We have the same dinner as yesterday as the kitchen’s has apparently not restocked since then. The cook may make excellent red-red and nice pancakes, but unripe bananas don’t go very well with the pancakes, especially with no topping. We go to bed after washing clothes and other general camping chores. Tonight we’ll sleep early again – tomorrow is a big and challenging day.
I end up discussing investment opportunities in Africa with the husband of the manager. He explains that Ghana has low levels of corruption and a serious administration that seriously enforces fiscal laws. He believes that Ghana provides a firm ground for any serious venture. From the mouth of an upright German, this is no faint praise.
Evening in a safe place with reliable electricity is the occasion for sorting notes and photographs. All my pictures are left on the Compact Flash cards and backed up on the notebook – and the whole thing is backed up to a large flash USB dongle which I keep under my clothes to prevent theft. Though non-zero, the likelyhood of losing it all is as low as possible.

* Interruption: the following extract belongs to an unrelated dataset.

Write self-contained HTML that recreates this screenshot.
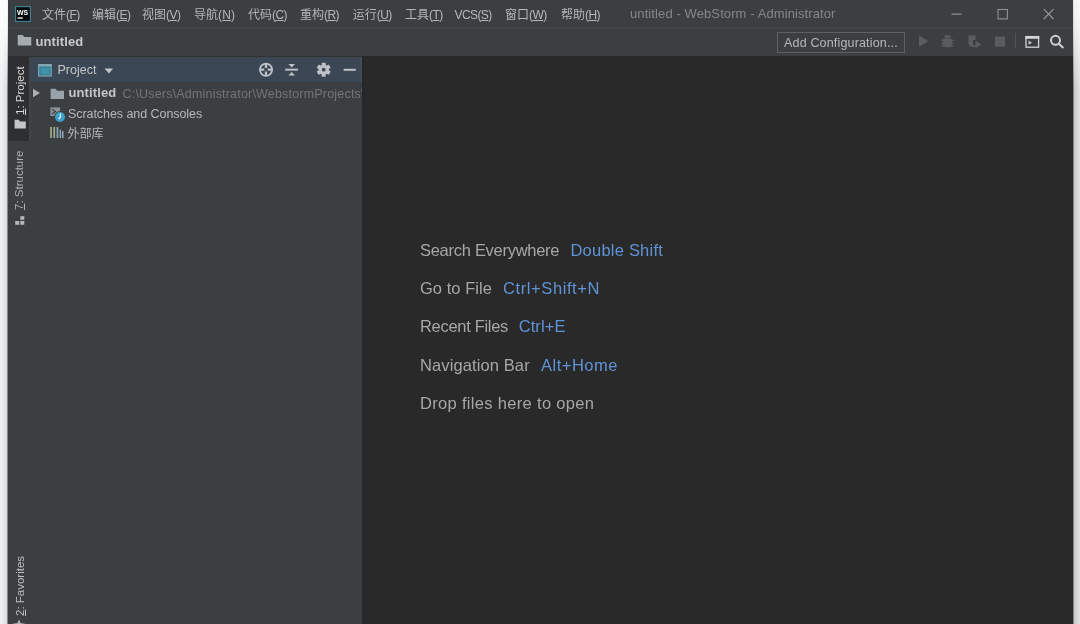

I went back out during the night for a stroll in darkness among the dying palm trees. I enjoy the starry skies of locations unencumbered by light pollution. But what I came out for was on the beach : the hidden crabs were out in force. Dozens of them reflected in my grazing light. Some zipped straight to the water, others froze dazzled by the light. One more mystery had been solved : those crabs are a nocturnal specie.